The Northern states won the Civil War. This article elucidates some of the reasons why the North won and the South lost.
The American Civil War (1861-1865) is etched in our memory for many reasons. This battle led to the loss of hundreds of thousands of lives as a result of a direct conflict between the Northern and the Southern states of the United States of America. The primary issue at hand was that of slavery, as the Northern states wanted it abolished, while the Southern states wanted it to continue. This does not imply that the Southern states were cruel and domineering people who loved ruling over their slaves. They simply needed them to work on their agricultural farms and plantations. Slavery had been around for very long, and it had become a way of life for the Southern states and they were unwilling to give it up.

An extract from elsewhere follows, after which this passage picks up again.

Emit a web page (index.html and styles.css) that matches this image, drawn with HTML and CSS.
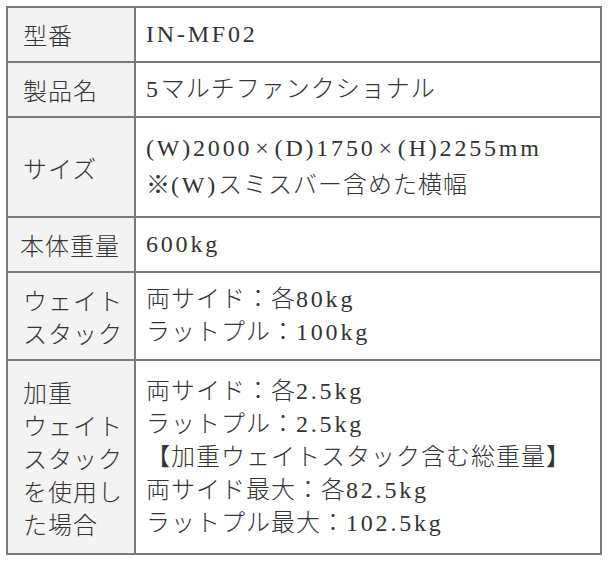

An often overlooked fact is that the Northerners were okay with Southern states allowing slavery. The penny dropped when Southerners migrating to Northern states were denied slaves as personal property. Southerners wanted their right to own slaves to continue outside the South, while the states that had abolished slavery were not okay with it.

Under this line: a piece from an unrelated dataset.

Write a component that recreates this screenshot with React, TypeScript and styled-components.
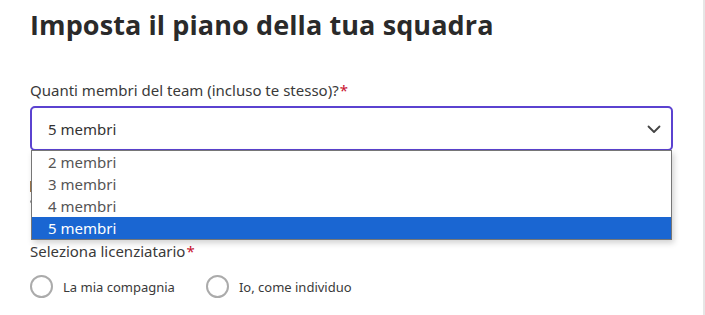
import React from "react";
import styled, { createGlobalStyle } from "styled-components";

const GlobalStyle = createGlobalStyle`
  html, body {
    margin: 0;
    padding: 0;
    background: #ffffff;
  }
  body {
    font-family: "Noto Sans", "Open Sans", sans-serif;
    color: #333333;
  }
`;

const Page = styled.div`
  width: 703px;
  height: 315px;
  border-right: 2px solid #e6e6e6;
  box-sizing: content-box;
  overflow: hidden;
`;

const Content = styled.div`
  padding: 8px 30px 0 30px;
  width: 643px;
  display: flex;
  flex-direction: column;
`;

const Heading = styled.h1`
  margin: 0;
  font-family: "Open Sans", sans-serif;
  font-weight: 700;
  font-size: 27px;
  line-height: 34px;
  color: #2a2a2a;
  letter-spacing: 0.1px;
`;

const Label = styled.div`
  font-size: 15px;
  line-height: 20px;
  color: #3a3a3a;
`;

const Required = styled.span`
  color: #c8102e;
  margin-left: 1px;
`;

const Field = styled.div`
  position: relative;
  margin-top: 38px;
  display: flex;
  flex-direction: column;
  gap: 6px;
`;

const SelectBox = styled.div`
  height: 45px;
  box-sizing: border-box;
  border: 2px solid #5b42d0;
  border-radius: 5px;
  display: flex;
  align-items: center;
  justify-content: space-between;
  padding: 0 9px 0 16px;
  font-size: 15px;
  color: #333333;
  background: #ffffff;
`;

const Menu = styled.ul`
  position: absolute;
  top: 70px;
  left: 1px;
  width: 641px;
  margin: 0;
  padding: 0;
  list-style: none;
  background: #ffffff;
  border: 1px solid #767676;
  box-sizing: border-box;
  box-shadow: 2px 3px 6px rgba(0, 0, 0, 0.18);
  z-index: 2;
`;

const Option = styled.li<{ $active?: boolean }>`
  height: 22px;
  line-height: 22px;
  padding-left: 16px;
  font-size: 15px;
  color: ${(p) => (p.$active ? "#ffffff" : "#555555")};
  background: ${(p) => (p.$active ? "#1a66d2" : "transparent")};
`;

const HintArea = styled.div`
  margin-top: 30px;
  height: 60px;
  display: flex;
  flex-direction: column;
  gap: 8px;
`;

const HintBar = styled.span`
  width: 3px;
  height: 11px;
  background: #a0784a;
`;

const HintDot = styled.span`
  width: 3px;
  height: 3px;
  border-radius: 50%;
  background: #8a8a8a;
`;

const Licensee = styled.div`
  display: flex;
  flex-direction: column;
  gap: 14px;
`;

const RadioRow = styled.div`
  display: flex;
  align-items: center;
  gap: 31px;
`;

const RadioItem = styled.label`
  display: flex;
  align-items: center;
  gap: 10px;
  font-size: 13px;
  color: #3a3a3a;
`;

const Circle = styled.span`
  width: 23px;
  height: 23px;
  box-sizing: border-box;
  border: 2px solid #ababab;
  border-radius: 50%;
  display: inline-block;
`;

const Chevron = () => (
  <svg width="16" height="16" viewBox="0 0 16 16" fill="none">
    <path d="M2.5 5.5 L8 11 L13.5 5.5" stroke="#444" strokeWidth="1.8" strokeLinecap="round" strokeLinejoin="round" />
  </svg>
);

const options = ["2 membri", "3 membri", "4 membri", "5 membri"];

const App = () => {
  return (
    <>
      <GlobalStyle />
      <Page>
        <Content>
          <Heading>Imposta il piano della tua squadra</Heading>

          <Field>
            <Label>
              Quanti membri del team (incluso te stesso)?<Required>*</Required>
            </Label>
            <SelectBox>
              <span>5 membri</span>
              <Chevron />
            </SelectBox>
            <Menu>
              {options.map((o) => (
                <Option key={o} $active={o === "5 membri"}>
                  {o}
                </Option>
              ))}
            </Menu>
          </Field>

          {/* partly hidden under the open menu */}
          <HintArea>
            <HintBar />
            <HintDot />
          </HintArea>

          <Licensee>
            <Label>
              Seleziona licenziatario<Required>*</Required>
            </Label>
            <RadioRow>
              <RadioItem>
                <Circle />
                La mia compagnia
              </RadioItem>
              <RadioItem>
                <Circle />
                Io, come individuo
              </RadioItem>
            </RadioRow>
          </Licensee>
        </Content>
      </Page>
    </>
  );
};

export default App;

The eventual winners of the American Civil War were the Northern states, but this was a victory that came at the cost of many lives. It was inevitable that the Northern states were to win, because they had rapidly embraced industrialization and had many advanced weapons and machinery in their possession in order to score an emphatic victory.

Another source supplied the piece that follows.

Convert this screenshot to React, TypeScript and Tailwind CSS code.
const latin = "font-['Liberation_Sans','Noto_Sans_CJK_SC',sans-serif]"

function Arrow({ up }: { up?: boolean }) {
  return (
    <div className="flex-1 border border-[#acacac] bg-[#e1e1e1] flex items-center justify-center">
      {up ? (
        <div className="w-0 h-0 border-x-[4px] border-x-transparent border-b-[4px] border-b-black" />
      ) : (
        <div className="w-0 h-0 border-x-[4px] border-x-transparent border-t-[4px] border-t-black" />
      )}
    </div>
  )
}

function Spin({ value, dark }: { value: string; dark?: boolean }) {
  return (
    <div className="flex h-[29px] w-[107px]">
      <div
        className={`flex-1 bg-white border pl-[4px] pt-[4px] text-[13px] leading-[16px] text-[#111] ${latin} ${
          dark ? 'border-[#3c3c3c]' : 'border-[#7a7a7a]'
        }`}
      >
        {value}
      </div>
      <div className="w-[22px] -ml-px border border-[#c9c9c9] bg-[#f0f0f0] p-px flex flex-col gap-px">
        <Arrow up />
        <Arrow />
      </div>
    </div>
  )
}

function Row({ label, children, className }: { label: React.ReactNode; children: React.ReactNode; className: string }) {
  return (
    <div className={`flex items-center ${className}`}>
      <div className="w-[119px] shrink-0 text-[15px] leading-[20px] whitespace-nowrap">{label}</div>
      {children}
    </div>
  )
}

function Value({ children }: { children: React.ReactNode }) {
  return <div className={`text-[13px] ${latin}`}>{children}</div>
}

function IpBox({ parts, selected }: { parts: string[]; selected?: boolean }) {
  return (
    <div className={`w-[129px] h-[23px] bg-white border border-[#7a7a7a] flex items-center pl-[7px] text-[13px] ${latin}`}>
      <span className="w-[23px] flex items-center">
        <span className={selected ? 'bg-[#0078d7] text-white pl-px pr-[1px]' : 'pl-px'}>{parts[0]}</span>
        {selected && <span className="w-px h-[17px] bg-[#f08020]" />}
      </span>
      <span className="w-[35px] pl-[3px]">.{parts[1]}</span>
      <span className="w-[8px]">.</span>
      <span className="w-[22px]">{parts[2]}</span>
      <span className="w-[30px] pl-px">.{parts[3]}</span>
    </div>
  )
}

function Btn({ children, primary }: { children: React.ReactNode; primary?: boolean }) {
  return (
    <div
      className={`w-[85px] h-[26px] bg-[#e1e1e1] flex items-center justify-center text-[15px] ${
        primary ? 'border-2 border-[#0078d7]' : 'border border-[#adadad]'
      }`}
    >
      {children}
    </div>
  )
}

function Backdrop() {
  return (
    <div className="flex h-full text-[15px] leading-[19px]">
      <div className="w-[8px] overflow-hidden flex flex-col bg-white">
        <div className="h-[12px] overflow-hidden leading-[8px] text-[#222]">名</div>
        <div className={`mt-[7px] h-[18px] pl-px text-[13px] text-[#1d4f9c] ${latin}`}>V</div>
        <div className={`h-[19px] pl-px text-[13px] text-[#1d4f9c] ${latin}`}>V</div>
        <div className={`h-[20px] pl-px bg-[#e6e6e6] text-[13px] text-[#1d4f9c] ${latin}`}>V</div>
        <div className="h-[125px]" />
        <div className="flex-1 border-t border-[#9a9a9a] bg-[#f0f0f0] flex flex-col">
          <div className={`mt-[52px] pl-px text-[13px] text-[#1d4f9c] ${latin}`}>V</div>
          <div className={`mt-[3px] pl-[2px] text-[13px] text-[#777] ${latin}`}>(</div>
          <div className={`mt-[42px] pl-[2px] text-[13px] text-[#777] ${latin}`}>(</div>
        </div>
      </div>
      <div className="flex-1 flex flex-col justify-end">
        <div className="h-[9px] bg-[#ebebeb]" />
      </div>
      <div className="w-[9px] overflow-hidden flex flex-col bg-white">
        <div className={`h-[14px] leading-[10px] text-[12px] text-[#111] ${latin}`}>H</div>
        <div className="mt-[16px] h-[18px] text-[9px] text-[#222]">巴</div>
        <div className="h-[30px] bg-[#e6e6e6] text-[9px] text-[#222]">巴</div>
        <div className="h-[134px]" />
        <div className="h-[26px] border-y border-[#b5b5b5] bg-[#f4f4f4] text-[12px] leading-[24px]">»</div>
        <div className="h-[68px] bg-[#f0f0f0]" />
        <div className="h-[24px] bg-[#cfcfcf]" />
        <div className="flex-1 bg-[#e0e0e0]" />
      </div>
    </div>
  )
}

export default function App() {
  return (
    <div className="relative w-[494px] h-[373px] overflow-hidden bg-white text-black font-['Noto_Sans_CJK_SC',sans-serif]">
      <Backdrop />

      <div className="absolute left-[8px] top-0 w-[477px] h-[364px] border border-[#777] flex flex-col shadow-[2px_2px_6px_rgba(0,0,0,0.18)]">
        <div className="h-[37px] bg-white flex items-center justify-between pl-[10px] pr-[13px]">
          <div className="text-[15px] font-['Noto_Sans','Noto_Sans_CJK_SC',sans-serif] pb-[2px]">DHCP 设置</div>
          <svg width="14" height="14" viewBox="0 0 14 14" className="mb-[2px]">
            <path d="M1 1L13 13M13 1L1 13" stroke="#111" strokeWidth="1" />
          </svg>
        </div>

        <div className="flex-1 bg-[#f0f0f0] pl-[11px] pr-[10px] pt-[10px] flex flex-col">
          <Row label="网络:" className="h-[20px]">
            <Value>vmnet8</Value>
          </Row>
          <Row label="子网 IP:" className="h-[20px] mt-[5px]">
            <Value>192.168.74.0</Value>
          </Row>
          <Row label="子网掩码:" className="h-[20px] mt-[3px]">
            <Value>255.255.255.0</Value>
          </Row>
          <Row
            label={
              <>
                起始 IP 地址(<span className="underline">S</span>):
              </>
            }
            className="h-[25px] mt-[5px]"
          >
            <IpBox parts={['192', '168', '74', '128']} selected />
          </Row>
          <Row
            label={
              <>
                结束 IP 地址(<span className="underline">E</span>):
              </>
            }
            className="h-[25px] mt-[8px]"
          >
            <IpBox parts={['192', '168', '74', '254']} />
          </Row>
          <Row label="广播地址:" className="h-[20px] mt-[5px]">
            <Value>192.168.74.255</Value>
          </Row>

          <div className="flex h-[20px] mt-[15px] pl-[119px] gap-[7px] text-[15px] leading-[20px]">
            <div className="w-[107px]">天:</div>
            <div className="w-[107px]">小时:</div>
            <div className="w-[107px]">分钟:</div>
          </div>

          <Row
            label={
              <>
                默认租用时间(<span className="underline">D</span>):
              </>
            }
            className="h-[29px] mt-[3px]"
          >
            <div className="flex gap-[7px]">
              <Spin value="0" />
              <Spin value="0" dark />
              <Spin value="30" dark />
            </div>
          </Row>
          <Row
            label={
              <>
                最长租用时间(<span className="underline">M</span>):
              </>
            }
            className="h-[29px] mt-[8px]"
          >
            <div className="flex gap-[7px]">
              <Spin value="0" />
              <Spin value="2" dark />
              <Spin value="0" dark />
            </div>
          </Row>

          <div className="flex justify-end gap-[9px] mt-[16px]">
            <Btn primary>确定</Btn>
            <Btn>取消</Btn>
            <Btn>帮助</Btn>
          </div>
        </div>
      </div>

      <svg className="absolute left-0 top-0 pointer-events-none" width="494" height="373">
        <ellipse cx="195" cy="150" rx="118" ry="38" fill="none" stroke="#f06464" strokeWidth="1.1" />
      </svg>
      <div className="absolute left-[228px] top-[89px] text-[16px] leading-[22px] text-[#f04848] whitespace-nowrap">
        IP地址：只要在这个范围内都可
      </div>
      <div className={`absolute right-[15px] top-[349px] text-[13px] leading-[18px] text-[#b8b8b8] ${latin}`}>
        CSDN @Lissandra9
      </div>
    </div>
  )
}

The Southern states primarily consisted of farmers and agricultural land owners, and their refusal to embrace industrialization played a great part in their loss. World history is rife with instances of an industrialized force triumphing over their less advanced enemies. Once the war had begun in full force, there was never any doubt about the eventual winners. It was only a matter of how long it would take, and how many lives would be lost. Once the war was over, slavery was abolished in the United States, once and for all.
Why the Northern States Won the Civil War…
There are many reasons why the North won the Civil War so comprehensively. The most elemental reason is that they had a larger and superior number of forces and soldiers. The resources at their disposal were immense. Financial resources, manpower, advanced equipment and greater economic leverage are all clear reasons why the Northern states won this war.
The strategy of the North was set from the very beginning of the war, and sticking to it made it impossible for them to win. The strategy was known as the ‘Anaconda Plan’, and it primarily focused on driving towards the capital of the Confederacy, Richmond, while simultaneously controlling the Mississippi river. The attacks from the Southern states were disorganized and their strategy was alterable.
Why the Southern States Lost the Civil War…
There are always 2 sides to any story, and if the North won the Civil War due to their superiority in numbers and resources and a proper strategy, the South’s loss can also be attributed to a few causes. The Southern states were primarily fighting for individual Governments for each state, and this ultimately led to their downfall. There was no unity within the camp and the very thing that they went to war for was the main reason of their loss. There was a constant battle for supremacy within the states of the Confederacy, and this led to a lack of unison and a strong presence of disorganization.
Jefferson Davis was the face of the Southern states, but he was an incompetent leader. He mixed up his roles of President and general and made a lot of wrong decisions as a result. In the process he assigned a lot of wrong men to prominent roles in the army, and there was never a clear strategy in place. The internal strife and infighting also contributed to the lack of proper organization and unison within the army of the Southern states.
The South never really gained support from European countries due to their inability to get their message across properly. This led to a worldwide condemnation of the Confederacy. For the first 2 years of the war, the South also withheld their cotton production from the rest of the world, and this also played a significant part in their defeat. All these factors combined with the loss of crucial battles at crucial moments meant that the Southern states were heading for an inevitable defeat.
The Southern states had a primarily agrarian society and these were ultimately no match for the rapidly advancing and industrialized armies of the North. The sheer numbers of the North cannot be dismissed as a major role player in the North’s ultimate victory. There was only ever going to be one winner of the war.